Dispelling some myths about the CO2 solubility in ionic liquids
Ionic liquids have been objects of extensive research for physical sorption of CO2 and a number of myths have been perpetuated in the literature, for lack of a critical analysis, concerning their potential for CO2 capture. This study carries a critical analysis of a number of widely accepted ideas and others not so well accepted that have been repeatedly expressed in the literature concerning the CO2 physical sorption in ionic liquids. Using the CO2 solubility in eicosane as benchmark, it will be shown that there is no evidence that ILs display a physical sorption of CO2 larger than n-alkanes when analyzed in adequate concentration units; the fluorination of the ions has no impact on the CO2 solubility and the oxygenation will marginally contribute to a decrease of the solubility. Ionic liquid-based deep eutectic systems are also shown to have a poor CO2 solubility. Although these widely used approaches to physically enhance the CO2 solubility in ILs do not seem to have any positive influence, this does not mean that other types of interaction cannot provide enhanced CO2 solubility as in the case of the anion [B(CN)4] confirmed here by a critical analysis of the published data.
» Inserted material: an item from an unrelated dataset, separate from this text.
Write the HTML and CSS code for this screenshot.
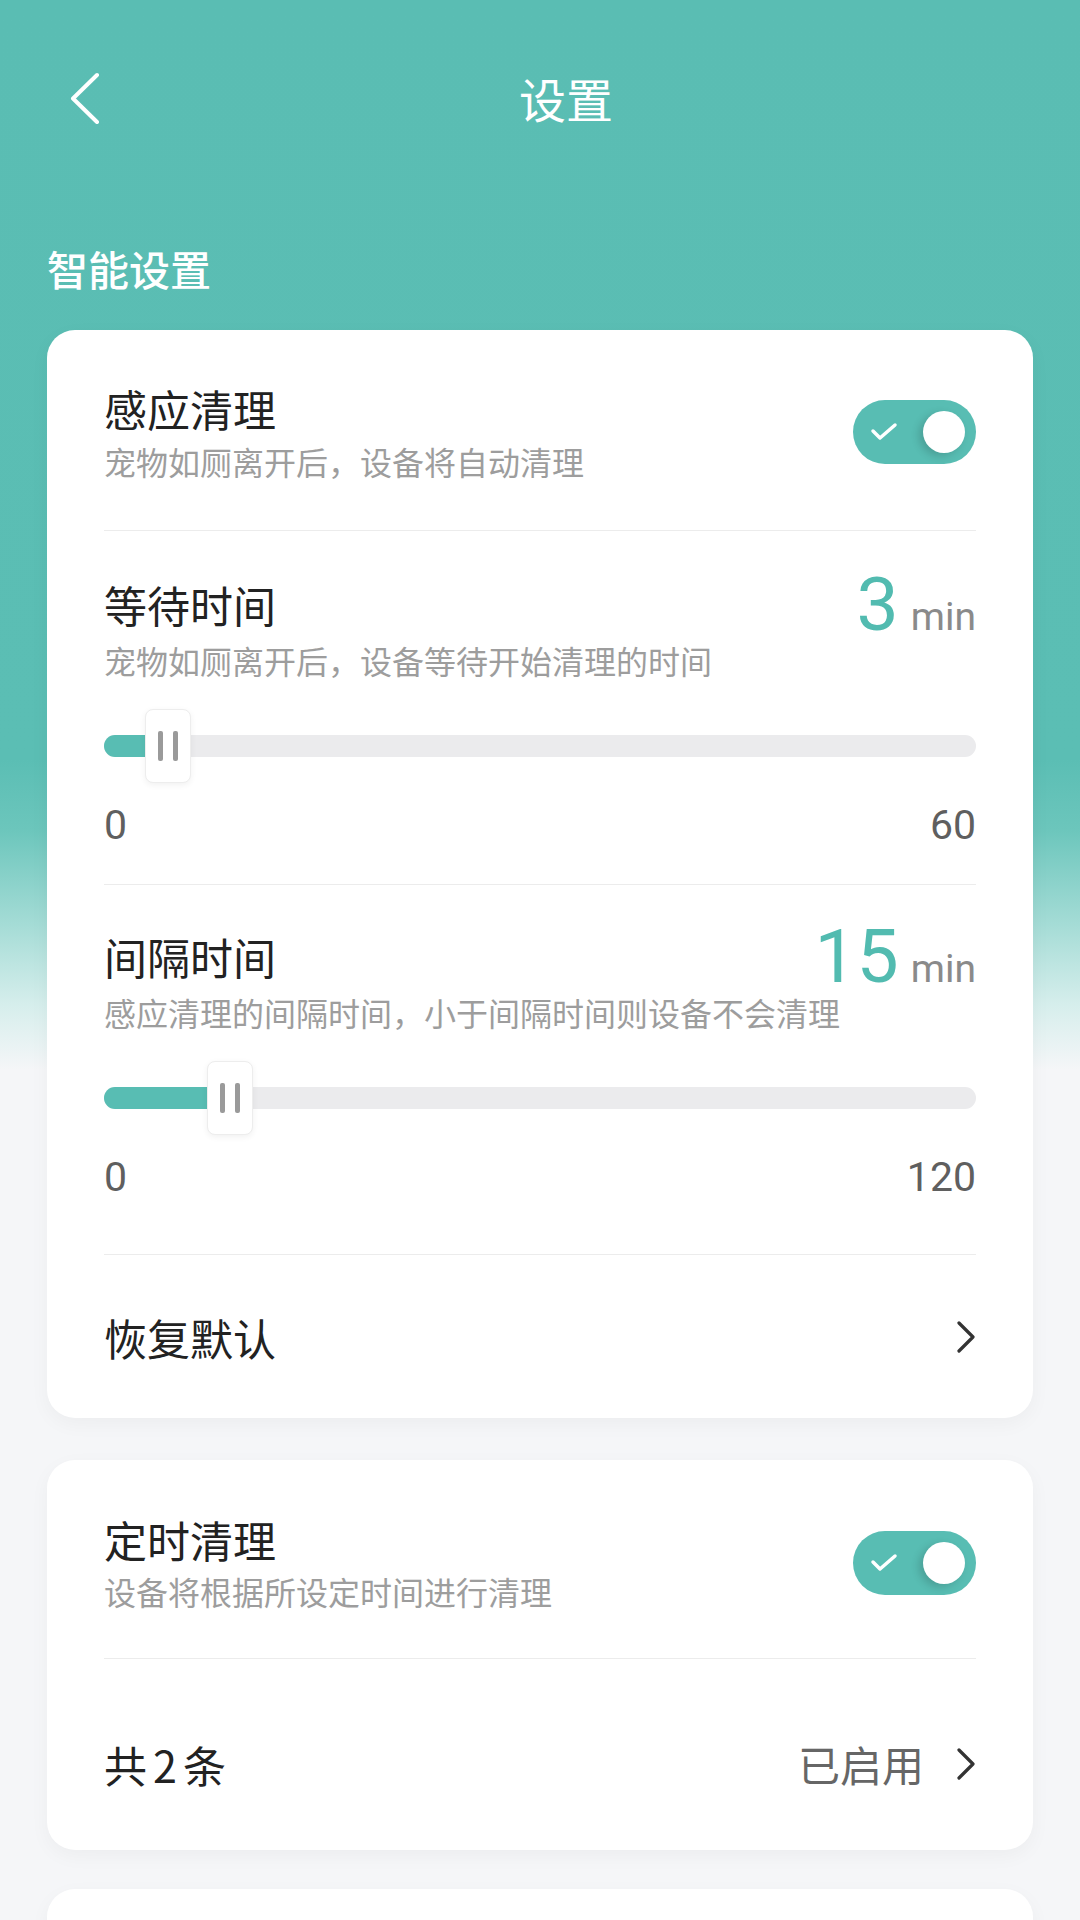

The mechanism of CO2 physical sorption in ionic liquids is discussed based on the results analyzed, supported by spectroscopic measurements and molecular simulations previously reported and further suggestions of possibilities for enhanced physical sorption based on fluorinated aromatic rings, other cyano based anions, mixtures with other ILs or solvents or the use of porous liquids are proposed.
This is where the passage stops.